-- start of DATA SHOWN --

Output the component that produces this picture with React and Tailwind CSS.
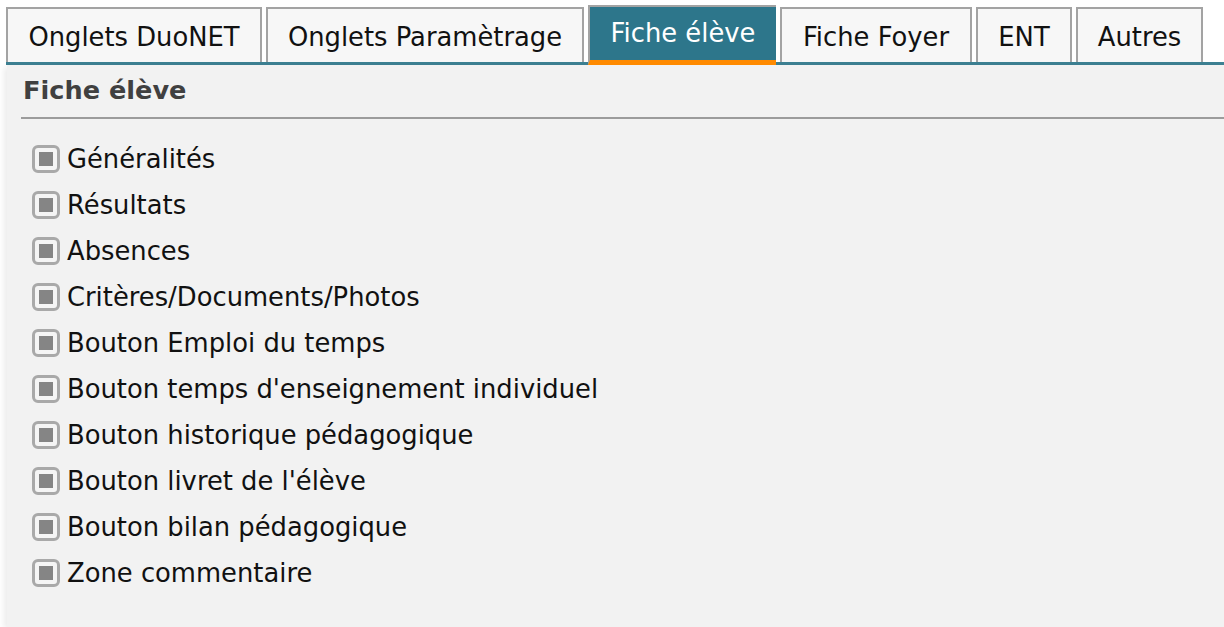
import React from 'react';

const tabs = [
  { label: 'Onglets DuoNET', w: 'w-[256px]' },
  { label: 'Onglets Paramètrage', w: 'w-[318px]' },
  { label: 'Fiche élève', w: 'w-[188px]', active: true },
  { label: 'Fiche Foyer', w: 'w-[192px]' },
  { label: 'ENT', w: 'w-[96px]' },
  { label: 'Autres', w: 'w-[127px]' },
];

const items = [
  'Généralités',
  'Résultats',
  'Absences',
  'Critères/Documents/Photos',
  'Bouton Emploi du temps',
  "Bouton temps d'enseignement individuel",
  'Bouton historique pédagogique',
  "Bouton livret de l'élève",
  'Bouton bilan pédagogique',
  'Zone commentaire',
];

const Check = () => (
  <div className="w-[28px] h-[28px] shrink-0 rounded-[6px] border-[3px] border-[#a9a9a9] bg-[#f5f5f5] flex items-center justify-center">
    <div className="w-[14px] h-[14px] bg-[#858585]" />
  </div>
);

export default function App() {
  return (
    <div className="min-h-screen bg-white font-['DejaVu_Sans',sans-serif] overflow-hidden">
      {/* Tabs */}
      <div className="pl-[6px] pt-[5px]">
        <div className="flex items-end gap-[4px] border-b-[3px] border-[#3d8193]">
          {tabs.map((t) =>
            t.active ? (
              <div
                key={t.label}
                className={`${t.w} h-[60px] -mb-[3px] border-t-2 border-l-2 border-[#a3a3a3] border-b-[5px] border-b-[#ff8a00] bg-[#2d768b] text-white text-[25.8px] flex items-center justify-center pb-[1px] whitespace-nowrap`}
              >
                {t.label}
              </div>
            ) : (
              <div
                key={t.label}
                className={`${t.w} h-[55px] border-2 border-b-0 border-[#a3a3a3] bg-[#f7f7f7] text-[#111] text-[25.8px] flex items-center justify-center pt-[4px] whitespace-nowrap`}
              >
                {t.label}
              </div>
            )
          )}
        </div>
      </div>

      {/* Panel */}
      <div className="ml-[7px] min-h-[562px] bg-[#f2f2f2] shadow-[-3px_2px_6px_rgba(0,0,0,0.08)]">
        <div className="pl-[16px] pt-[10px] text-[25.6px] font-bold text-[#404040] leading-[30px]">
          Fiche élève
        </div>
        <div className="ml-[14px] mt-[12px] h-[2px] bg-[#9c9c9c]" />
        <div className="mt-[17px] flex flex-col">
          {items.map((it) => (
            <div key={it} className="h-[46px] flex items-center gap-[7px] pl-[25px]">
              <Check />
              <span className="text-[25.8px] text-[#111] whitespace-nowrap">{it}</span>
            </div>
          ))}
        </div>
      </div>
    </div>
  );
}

-- end of DATA SHOWN --

CHALLENGE:
Your task is to repeat the data above exactly while excluding the pictures.

SOLUTION TO THIS PROBLEM:
Output the component that produces this picture with React and Tailwind CSS.
import React from 'react';

const tabs = [
  { label: 'Onglets DuoNET', w: 'w-[256px]' },
  { label: 'Onglets Paramètrage', w: 'w-[318px]' },
  { label: 'Fiche élève', w: 'w-[188px]', active: true },
  { label: 'Fiche Foyer', w: 'w-[192px]' },
  { label: 'ENT', w: 'w-[96px]' },
  { label: 'Autres', w: 'w-[127px]' },
];

const items = [
  'Généralités',
  'Résultats',
  'Absences',
  'Critères/Documents/Photos',
  'Bouton Emploi du temps',
  "Bouton temps d'enseignement individuel",
  'Bouton historique pédagogique',
  "Bouton livret de l'élève",
  'Bouton bilan pédagogique',
  'Zone commentaire',
];

const Check = () => (
  <div className="w-[28px] h-[28px] shrink-0 rounded-[6px] border-[3px] border-[#a9a9a9] bg-[#f5f5f5] flex items-center justify-center">
    <div className="w-[14px] h-[14px] bg-[#858585]" />
  </div>
);

export default function App() {
  return (
    <div className="min-h-screen bg-white font-['DejaVu_Sans',sans-serif] overflow-hidden">
      {/* Tabs */}
      <div className="pl-[6px] pt-[5px]">
        <div className="flex items-end gap-[4px] border-b-[3px] border-[#3d8193]">
          {tabs.map((t) =>
            t.active ? (
              <div
                key={t.label}
                className={`${t.w} h-[60px] -mb-[3px] border-t-2 border-l-2 border-[#a3a3a3] border-b-[5px] border-b-[#ff8a00] bg-[#2d768b] text-white text-[25.8px] flex items-center justify-center pb-[1px] whitespace-nowrap`}
              >
                {t.label}
              </div>
            ) : (
              <div
                key={t.label}
                className={`${t.w} h-[55px] border-2 border-b-0 border-[#a3a3a3] bg-[#f7f7f7] text-[#111] text-[25.8px] flex items-center justify-center pt-[4px] whitespace-nowrap`}
              >
                {t.label}
              </div>
            )
          )}
        </div>
      </div>

      {/* Panel */}
      <div className="ml-[7px] min-h-[562px] bg-[#f2f2f2] shadow-[-3px_2px_6px_rgba(0,0,0,0.08)]">
        <div className="pl-[16px] pt-[10px] text-[25.6px] font-bold text-[#404040] leading-[30px]">
          Fiche élève
        </div>
        <div className="ml-[14px] mt-[12px] h-[2px] bg-[#9c9c9c]" />
        <div className="mt-[17px] flex flex-col">
          {items.map((it) => (
            <div key={it} className="h-[46px] flex items-center gap-[7px] pl-[25px]">
              <Check />
              <span className="text-[25.8px] text-[#111] whitespace-nowrap">{it}</span>
            </div>
          ))}
        </div>
      </div>
    </div>
  );
}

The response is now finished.